Employment lawyers can give you advice. When you receive an offer of employment, you can ask an employment contract lawyer if the terms and conditions, especially the rate of pay follows the legislated minimum wage or an existing industry award or enterprise agreement. There are different rates of minimum wage depending on the industry and there are certain awards and enterprise agreements that provide for different terms of employment. Employment contract lawyers can give you information on these matters.

Employment contract lawyers can help support you when the employer unilaterally varies your contract of employment without notice to you. If the employer reduces your work hours or your pay rate, you can seek advice and representation from an employment contract lawyer so that you can obtain your legal entitlements.

Employment contract lawyers can communicate with your employer on your behalf. In the case where your employer has breached your employment contract, an employment contract lawyer can write your employer explaining your concerns and asking that the breach be remedied.

Employment contract lawyers can assist you in lodging a claim or application with the Fair Work Commission, the federal court or the magistrates court. If  your employer has violated any of the terms and conditions of the employment contract, an employment contract lawyer can help you lodge an application for damages. And if you have been unfairly dismissed, an employment contract lawyer can help you lodge a complaint for you to get reinstated or for you to receive backpay and damages.

Case sample

In the case of Perrin, Holden and Ahearn v Pilbara Iron Company (Services) Pty Ltd WAIRC 00137 (20 March 2019), mineworkers brought a claim for contractual benefits. The mine had two types of workers: those who commute and those who reside in the area. Under their employment contract, the commuters were promised an allowance for when they spent nights away from their base of operations on a one-off basis (for when there was an emergency, for example) plus additional payments when they worked a night shift.

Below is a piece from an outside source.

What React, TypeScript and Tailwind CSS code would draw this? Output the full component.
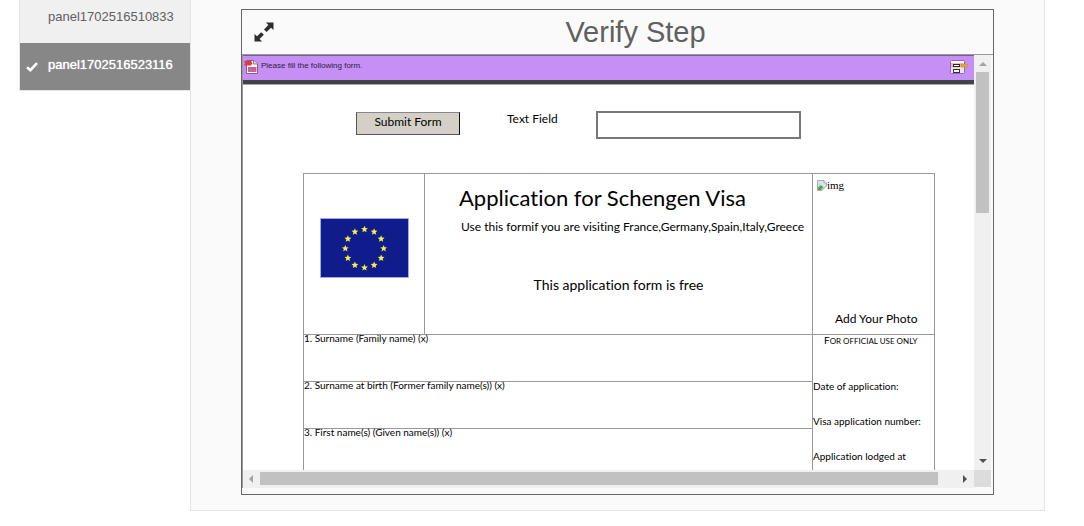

The mineworkers alleged that they received these payments from 2014-2015 and then, suddenly, the employer gave them the disruption allowance only for the first and the last night they spent away from the basecamp. This happened because the employer introduced a new scheme of payment. The mining company justified its unilateral varying of the contract and changing the payment of disruption allowance because the payment of the disruption allowance was discretionary and not part of the contract of employment. By paying only the first and the last night spent away from the basecamp, the additional pay they received would be more consistent with the pay received by the residential employees.

The Western Australia Industrial Relations Commission (WAIRC) declared that employers cannot unilaterally vary the contracts of employment by reducing the workers’ entitlement to the disruption allowance. However, the Commission found that there were different types of employees in the workplace and some workers’ contracts entitled them to a higher rate of pay when they worked a night shift. If the employer made a mistake and also paid them a disruption allowance in the past when they had no entitlement to it in their contract of employment, then they were paid additional amounts that should be regarded as extra.  When the employer refused to continue paying them this extra amount, the workers cannot force the employer to pay them the extra if their contracts did not provide for this.